For sector participants, the Planet Fitness re-rating is a reminder to stress-test models for franchisee solvency and to use scenario analysis when projecting royalty and fee streams. Credit providers should update covenant stress tests and account for a 10–15% swing in member-related revenue under stressed macro scenarios. For asset managers, differentiation in the sector will hinge on the ability to underwrite post-cycle recovery versus secular decline in out-of-home discretionary spend.
Bottom Line
Planet Fitness’ fall to $72.99 on March 30, 2026 (Investing.com) is a market recalibration of the trade-off between growth and durable unit economics; the immediate outlook hinges on management’s ability to stabilize member metrics and improve franchisee health. Disclaimer: This article is for informational purposes only and does not constitute investment advice.
FAQ
Q: How quickly can Planet Fitness pivot from unit growth to monetization of existing members? A: Historically, implementation horizons for meaningful ARPU uplifts from ancillary services have ranged from 6 to 18 months depending on technology and go-to-market execution. Evidence of early traction would include sequential improvement in per-member spend and lower marketing CAC in quarterly disclosures.

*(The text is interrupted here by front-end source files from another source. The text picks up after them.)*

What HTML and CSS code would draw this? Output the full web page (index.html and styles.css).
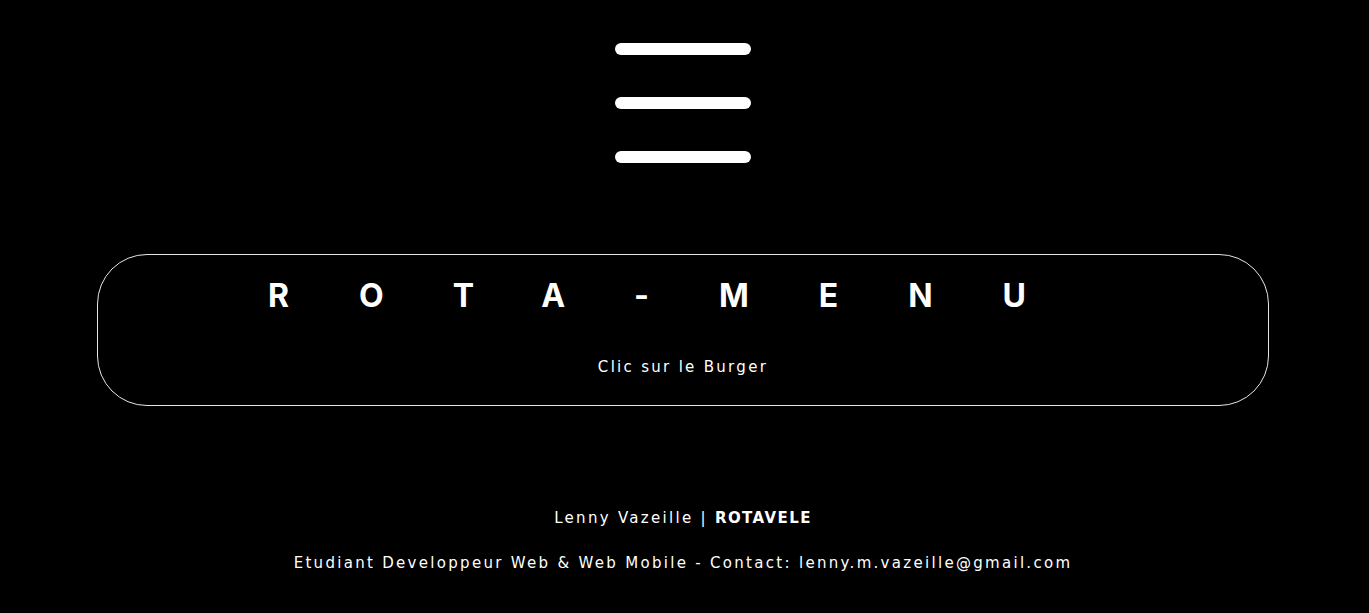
FILE: index.html
```html
<!DOCTYPE html>
<html lang="fr">
<head>
<meta charset="utf-8">
<title>Rota-Menu</title>
<link rel="stylesheet" href="styles.css">
</head>
<body>
<header class="top">
  <button class="burger" aria-label="menu">
    <span class="bar"></span>
    <span class="bar"></span>
    <span class="bar"></span>
  </button>
</header>
<main class="main">
  <section class="card">
    <h1 class="title">ROTA-MENU</h1>
    <p class="hint">Clic sur le Burger</p>
  </section>
</main>
<footer class="footer">
  <p class="line">Lenny Vazeille | <strong>ROTAVELE</strong></p>
  <p class="line">Etudiant Developpeur Web &amp; Web Mobile - Contact: lenny.m.vazeille@gmail.com</p>
</footer>
</body>
</html>
```
FILE: styles.css
```css
html, body {
  margin: 0;
  padding: 0;
  background: #000;
  color: #fff;
  font-family: "DejaVu Sans", "Inter", sans-serif;
}
body {
  height: 613px;
  overflow: hidden;
  padding-right: 3px;
}
.top {
  display: flex;
  justify-content: center;
  padding-top: 43px;
}
.burger {
  display: flex;
  flex-direction: column;
  gap: 42px;
  background: none;
  border: 0;
  padding: 0;
}
.bar {
  display: block;
  width: 136px;
  height: 12px;
  border-radius: 6px;
  background: #fff;
}
.main {
  padding: 91px 97px 0 97px;
}
.card {
  box-sizing: border-box;
  height: 152px;
  border: 1px solid #e6e6e6;
  border-radius: 50px;
  display: flex;
  flex-direction: column;
  align-items: center;
}
.title {
  margin: 24px 0 0 -2px;
  font-family: "Inter", "DejaVu Sans", sans-serif;
  font-size: 32px;
  line-height: 34px;
  font-weight: 700;
  letter-spacing: 70px;
}
.hint {
  margin: 45px 0 0 0;
  font-size: 15px;
  letter-spacing: 2.3px;
  line-height: 18px;
}
.footer {
  padding-top: 103px;
  display: flex;
  flex-direction: column;
  align-items: center;
  gap: 27px;
}
.line {
  margin: 0;
  font-size: 15px;
  line-height: 18px;
  letter-spacing: 2.3px;
}
.line strong {
  font-weight: 700;
  letter-spacing: 1.4px;
}
```
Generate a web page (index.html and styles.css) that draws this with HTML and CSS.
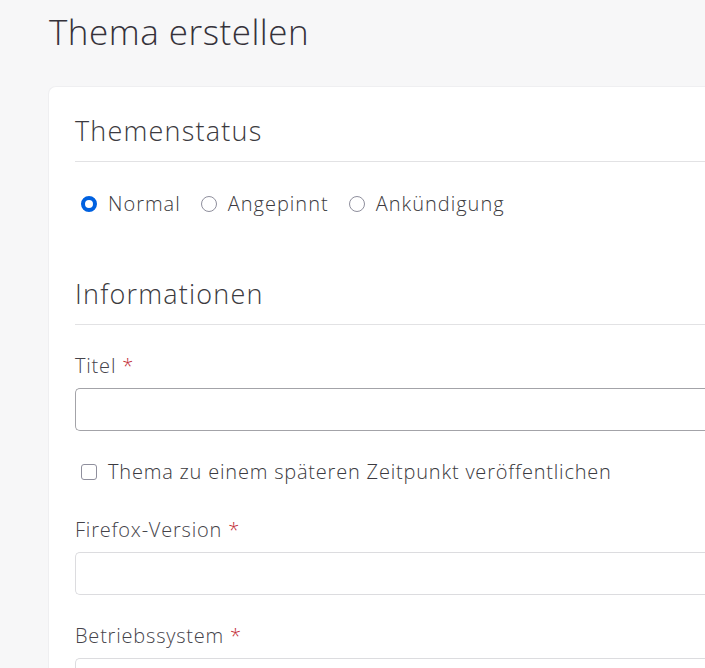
FILE: index.html
```html
<!DOCTYPE html>
<html lang="de">
<head>
    <meta charset="UTF-8">
    <meta name="viewport" content="width=device-width, initial-scale=1.0">
    <title>Thema erstellen</title>
    <link rel="stylesheet" href="styles.css">
</head>
<body>
    <div class="page">
        <h1 class="page-title">Thema erstellen</h1>

        <div class="card">
            <section class="section">
                <h2 class="section-title">Themenstatus</h2>
                <div class="radio-group">
                    <label class="radio">
                        <input type="radio" name="status" checked>
                        <span>Normal</span>
                    </label>
                    <label class="radio">
                        <input type="radio" name="status">
                        <span>Angepinnt</span>
                    </label>
                    <label class="radio">
                        <input type="radio" name="status">
                        <span>Ankündigung</span>
                    </label>
                </div>
            </section>

            <section class="section">
                <h2 class="section-title">Informationen</h2>

                <div class="field">
                    <label class="field-label">Titel <span class="required">*</span></label>
                    <input type="text" class="input input-active">
                </div>

                <label class="checkbox">
                    <input type="checkbox">
                    <span>Thema zu einem späteren Zeitpunkt veröffentlichen</span>
                </label>

                <div class="field">
                    <label class="field-label">Firefox-Version <span class="required">*</span></label>
                    <input type="text" class="input">
                </div>

                <div class="field">
                    <label class="field-label">Betriebssystem <span class="required">*</span></label>
                    <input type="text" class="input">
                </div>
            </section>
        </div>
    </div>
</body>
</html>
```

FILE: styles.css
```css
* {
    margin: 0;
    padding: 0;
    box-sizing: border-box;
}

html,
body {
    height: 100%;
    overflow: hidden;
}

body {
    font-family: 'Open Sans', 'Noto Sans', sans-serif;
    font-weight: 300;
    color: #3b3a40;
    background-color: #f7f7f8;
}

.page {
    padding: 10px 0 0 48px;
    height: 100%;
    display: flex;
    flex-direction: column;
}

.page-title {
    font-size: 35px;
    font-weight: 300;
    line-height: 44px;
    letter-spacing: 0.5px;
    padding-left: 1px;
    margin-bottom: 32px;
    color: #35323a;
}

.card {
    flex: 1;
    overflow: hidden;
    background: #fff;
    border-radius: 8px 0 0 0;
    border: 1px solid #efeff1;
    border-right: none;
    border-bottom: none;
    padding: 26px 0 0 26px;
}

.section-title {
    font-size: 27px;
    font-weight: 300;
    line-height: 36px;
    letter-spacing: 1.2px;
    padding-bottom: 12px;
    border-bottom: 1px solid #e2e2e4;
    color: #3b3a40;
}

.section + .section {
    margin-top: 59px;
}

.radio-group {
    display: flex;
    gap: 20px;
    padding: 29px 0 0 6px;
}

.radio,
.checkbox {
    display: flex;
    align-items: center;
    gap: 11px;
    font-size: 20px;
    line-height: 26px;
    letter-spacing: 0.8px;
    color: #3b3a40;
}

.radio {
    letter-spacing: 1px;
}

.radio input {
    appearance: none;
    width: 16px;
    height: 16px;
    border: 1px solid #8f8f9d;
    border-radius: 50%;
    margin: 0;
}

.radio input:checked {
    border: 4px solid #0061e0;
}

.checkbox {
    padding: 28px 0 0 6px;
}

.checkbox input {
    appearance: none;
    width: 16px;
    height: 16px;
    border: 1px solid #8f8f9d;
    border-radius: 3px;
    margin: 0;
}

.field {
    margin-top: 28px;
}

.checkbox + .field {
    margin-top: 32px;
}

.field-label {
    display: block;
    font-size: 20px;
    line-height: 26px;
    letter-spacing: 0.8px;
    margin-bottom: 9px;
    color: #45434a;
}

.required {
    color: #c4303a;
}

.input {
    display: block;
    width: 100%;
    height: 43px;
    border: 1px solid #dcdcdf;
    border-right: none;
    border-radius: 5px 0 0 5px;
    background: #fff;
}

.input-active {
    border-color: #a3a3a8;
}
```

Q: Have franchisee defaults historically driven material revenue loss for franchisors in this sector? A: Historically, major franchisor revenue disruption tends to occur when a critical mass of mid-market franchisees face simultaneous solvency issues—typically coincident with macro shocks. Planet Fitness’ high franchised mix provides resilience for capital intensity but increases sensitivity to franchisee credit conditions; monitoring franchisee leverage and royalty remittance patterns is therefore essential.

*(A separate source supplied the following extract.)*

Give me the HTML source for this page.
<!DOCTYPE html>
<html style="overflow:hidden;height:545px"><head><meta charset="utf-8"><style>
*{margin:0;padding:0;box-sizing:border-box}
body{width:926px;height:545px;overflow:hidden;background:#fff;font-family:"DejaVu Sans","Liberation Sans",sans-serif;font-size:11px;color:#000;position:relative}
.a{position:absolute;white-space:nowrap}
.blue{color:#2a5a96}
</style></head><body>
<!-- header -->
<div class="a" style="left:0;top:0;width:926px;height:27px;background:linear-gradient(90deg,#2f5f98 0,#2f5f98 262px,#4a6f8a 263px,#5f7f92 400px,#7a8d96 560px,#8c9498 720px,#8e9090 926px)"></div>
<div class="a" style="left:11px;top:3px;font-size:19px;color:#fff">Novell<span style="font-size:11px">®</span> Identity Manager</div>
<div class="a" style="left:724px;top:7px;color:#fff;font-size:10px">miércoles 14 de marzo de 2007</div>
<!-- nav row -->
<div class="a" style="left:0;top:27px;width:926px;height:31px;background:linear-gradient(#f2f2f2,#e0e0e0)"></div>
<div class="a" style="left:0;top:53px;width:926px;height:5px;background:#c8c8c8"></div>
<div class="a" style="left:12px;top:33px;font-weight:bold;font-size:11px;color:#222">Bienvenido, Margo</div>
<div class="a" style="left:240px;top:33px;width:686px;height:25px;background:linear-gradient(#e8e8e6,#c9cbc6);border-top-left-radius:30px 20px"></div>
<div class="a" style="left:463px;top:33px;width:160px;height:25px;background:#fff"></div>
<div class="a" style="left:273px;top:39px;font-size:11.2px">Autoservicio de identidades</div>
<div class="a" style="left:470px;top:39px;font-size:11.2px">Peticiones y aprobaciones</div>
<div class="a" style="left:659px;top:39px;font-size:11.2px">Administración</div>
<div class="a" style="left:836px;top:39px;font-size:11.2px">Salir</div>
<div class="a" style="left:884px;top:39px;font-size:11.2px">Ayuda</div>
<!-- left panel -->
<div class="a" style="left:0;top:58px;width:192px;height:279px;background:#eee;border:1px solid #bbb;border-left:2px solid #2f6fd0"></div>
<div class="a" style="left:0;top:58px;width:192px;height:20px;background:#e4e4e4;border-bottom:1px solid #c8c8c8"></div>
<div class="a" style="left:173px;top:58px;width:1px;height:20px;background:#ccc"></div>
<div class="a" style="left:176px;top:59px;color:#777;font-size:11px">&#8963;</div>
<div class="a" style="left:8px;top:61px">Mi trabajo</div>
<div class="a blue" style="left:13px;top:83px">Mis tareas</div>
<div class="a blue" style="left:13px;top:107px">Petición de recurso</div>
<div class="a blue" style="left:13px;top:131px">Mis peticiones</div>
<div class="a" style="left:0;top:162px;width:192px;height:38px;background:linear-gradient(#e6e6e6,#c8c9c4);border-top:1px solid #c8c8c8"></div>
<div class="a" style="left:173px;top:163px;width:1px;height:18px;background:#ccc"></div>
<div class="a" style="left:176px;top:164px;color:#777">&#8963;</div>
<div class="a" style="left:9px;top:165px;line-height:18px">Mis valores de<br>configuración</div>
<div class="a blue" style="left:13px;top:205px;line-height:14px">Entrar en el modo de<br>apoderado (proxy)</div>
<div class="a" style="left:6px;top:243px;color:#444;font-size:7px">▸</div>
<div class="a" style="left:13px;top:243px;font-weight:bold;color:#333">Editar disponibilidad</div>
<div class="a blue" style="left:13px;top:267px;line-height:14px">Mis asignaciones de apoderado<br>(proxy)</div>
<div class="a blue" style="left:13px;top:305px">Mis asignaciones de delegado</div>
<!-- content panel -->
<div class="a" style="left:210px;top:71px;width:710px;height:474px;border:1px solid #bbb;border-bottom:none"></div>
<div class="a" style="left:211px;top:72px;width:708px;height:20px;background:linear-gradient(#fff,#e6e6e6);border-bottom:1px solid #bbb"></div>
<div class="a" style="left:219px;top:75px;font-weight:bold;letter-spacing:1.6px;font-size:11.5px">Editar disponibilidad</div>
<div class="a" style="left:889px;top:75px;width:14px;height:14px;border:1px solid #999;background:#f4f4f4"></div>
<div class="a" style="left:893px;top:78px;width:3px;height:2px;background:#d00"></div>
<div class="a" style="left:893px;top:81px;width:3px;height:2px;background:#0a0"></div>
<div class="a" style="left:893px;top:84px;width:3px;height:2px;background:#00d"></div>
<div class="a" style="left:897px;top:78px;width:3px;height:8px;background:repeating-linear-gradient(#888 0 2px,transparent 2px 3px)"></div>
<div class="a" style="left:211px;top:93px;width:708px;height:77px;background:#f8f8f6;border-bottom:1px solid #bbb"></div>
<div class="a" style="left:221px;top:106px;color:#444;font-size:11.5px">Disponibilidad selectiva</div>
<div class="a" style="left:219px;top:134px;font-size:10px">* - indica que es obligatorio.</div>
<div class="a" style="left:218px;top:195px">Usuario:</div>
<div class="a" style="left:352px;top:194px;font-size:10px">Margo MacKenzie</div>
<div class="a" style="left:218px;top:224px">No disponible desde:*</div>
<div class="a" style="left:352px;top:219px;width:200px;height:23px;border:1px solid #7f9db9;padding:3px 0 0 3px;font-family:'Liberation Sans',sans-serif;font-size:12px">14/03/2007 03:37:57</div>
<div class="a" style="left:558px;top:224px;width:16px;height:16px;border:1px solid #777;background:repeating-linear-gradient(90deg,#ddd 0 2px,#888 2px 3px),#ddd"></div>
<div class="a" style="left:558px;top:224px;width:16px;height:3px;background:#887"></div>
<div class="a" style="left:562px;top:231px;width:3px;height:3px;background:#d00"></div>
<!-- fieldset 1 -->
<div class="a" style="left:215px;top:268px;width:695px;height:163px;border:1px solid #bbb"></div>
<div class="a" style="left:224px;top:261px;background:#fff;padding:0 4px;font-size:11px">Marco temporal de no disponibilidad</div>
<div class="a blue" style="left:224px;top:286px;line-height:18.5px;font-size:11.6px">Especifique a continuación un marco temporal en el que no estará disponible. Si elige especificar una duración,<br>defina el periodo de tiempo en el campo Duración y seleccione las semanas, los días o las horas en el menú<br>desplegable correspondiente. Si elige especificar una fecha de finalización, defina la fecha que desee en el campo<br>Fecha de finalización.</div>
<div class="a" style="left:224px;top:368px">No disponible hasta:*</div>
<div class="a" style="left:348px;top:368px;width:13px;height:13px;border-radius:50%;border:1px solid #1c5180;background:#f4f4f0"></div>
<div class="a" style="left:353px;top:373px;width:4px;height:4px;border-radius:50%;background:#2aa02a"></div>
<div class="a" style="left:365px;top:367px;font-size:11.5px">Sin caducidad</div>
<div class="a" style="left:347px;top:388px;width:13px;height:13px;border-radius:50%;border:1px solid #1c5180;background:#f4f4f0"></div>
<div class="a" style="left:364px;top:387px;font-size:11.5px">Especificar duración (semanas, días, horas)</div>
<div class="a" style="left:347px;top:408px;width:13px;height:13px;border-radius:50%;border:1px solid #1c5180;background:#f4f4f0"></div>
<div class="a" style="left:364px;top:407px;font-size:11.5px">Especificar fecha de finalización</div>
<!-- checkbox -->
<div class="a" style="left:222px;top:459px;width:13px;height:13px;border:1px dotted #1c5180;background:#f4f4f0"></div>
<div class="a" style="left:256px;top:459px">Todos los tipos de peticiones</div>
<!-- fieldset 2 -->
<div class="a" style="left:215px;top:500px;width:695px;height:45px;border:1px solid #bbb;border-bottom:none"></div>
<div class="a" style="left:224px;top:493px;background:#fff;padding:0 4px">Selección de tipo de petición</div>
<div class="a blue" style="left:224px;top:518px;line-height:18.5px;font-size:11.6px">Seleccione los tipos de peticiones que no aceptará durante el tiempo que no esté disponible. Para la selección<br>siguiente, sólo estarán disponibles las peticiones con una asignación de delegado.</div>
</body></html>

Q: What should investors watch in the next two earnings releases? A: Look for sequential trends in systemwide membership, ARPU, corporate club EBITDA margins, and any commentary on franchisee refinancing activity or support programs. Those items will be the primary drivers of earnings revisions and multiple re-rating.
Disclaimer: This article is for informational purposes only and does not constitute investment advice.